Les cartes postales de l’époque nous donnent une  idée de l’allure de cette boutique, nommée « épicerie populaire » (notamment dans l’annuaire à partir de 1904). On remarque sur la devanture le nom « G. Guibert » : le prénom d’usage Germain est donc très officiel.

 

Carte postale ancienne Épicerie populaire G. Guibert, v.1905 © AM Angers
Épicerie populaire G. Guibert, v.1905 © AM Angers
 

Vin rouge et blanc à 40 cts le litre, meules de fromage entière, légumes en vrac, sacs de patates, boîtes de conserves. Le spectacle est autant à l’extérieur qu’à l’intérieur du magasin.

 

D’après l’annuaire d’Angers, Germain tient l’épicerie jusqu’à sa mort en 1932. A partir de 1927 il est secondé par son gendre Henri Quelin.

 

Je vous laisse lire ci-dessous l’épisode du jeune commis, employé depuis 6 mois à l’épicerie en 1933, bien sous tous rapports, qui s’est révélé être… un tueur en série !

 

Article "une fillette sauvagement assassinée" Ami du peuple, 1933 © Gallica
Ami du peuple, 1933 © Gallica

 

En 1952 l’épicerie populaire compte un nouveau patron, A. Guilleux. Mais il ne restera pas très longtemps puisqu’en 1956 c’est Julien Lemêtre qui lui a succédé. La boutique est identifiée par le terme « alimentation », perdant l’antique dénomination « épicerie populaire ». Elle figure ainsi dans l’annuaire jusqu’en 1970, dernière année disponible en ligne. 

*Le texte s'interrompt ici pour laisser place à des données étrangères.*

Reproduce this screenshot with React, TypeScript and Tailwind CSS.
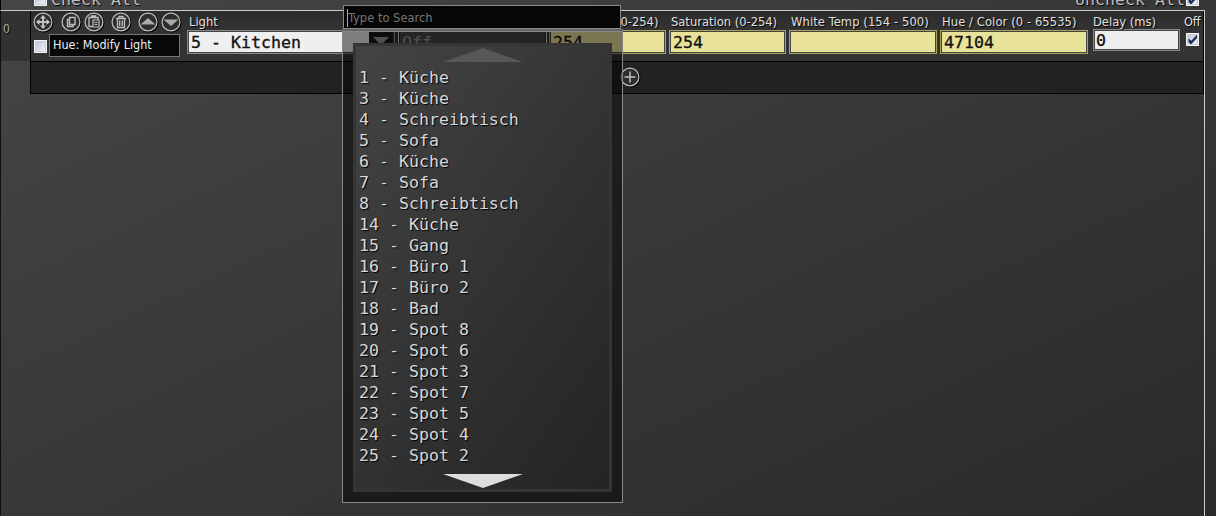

Les années ont passées. Aujourd’hui l’ancienne épicerie se partage entre deux boutiques : boulangerie/pâtisserie côté rue St Laud et restauration rapide côté Roë.

 

Mais qui se souvent encore de l’épicerie de la rue de la Roë ?

 

 

 

* Évaluation à titre d’exemple, réalisée d’après le convertisseur de l’INSEE (qui ne commence qu’en 1901).

** Les prénoms d’usage peuvent sortir d’un peu n’importe où. Si mon sosa 16 est parfois prénommé Auguste au lieu d’Augustin, on peut comprendre. Mais cela peut être beaucoup plus curieux : la tante Henriette, qui se prénommait véritablement Célestine, avait reçu ce surnom par ses patrons qui avaient déjà eu une domestique qui se prénommait Henriette et ne voulaient pas se fatiguer à en apprendre un autre ! Bref, il n’est pas toujours facile de connaître les raisons d’un prénom d’usage.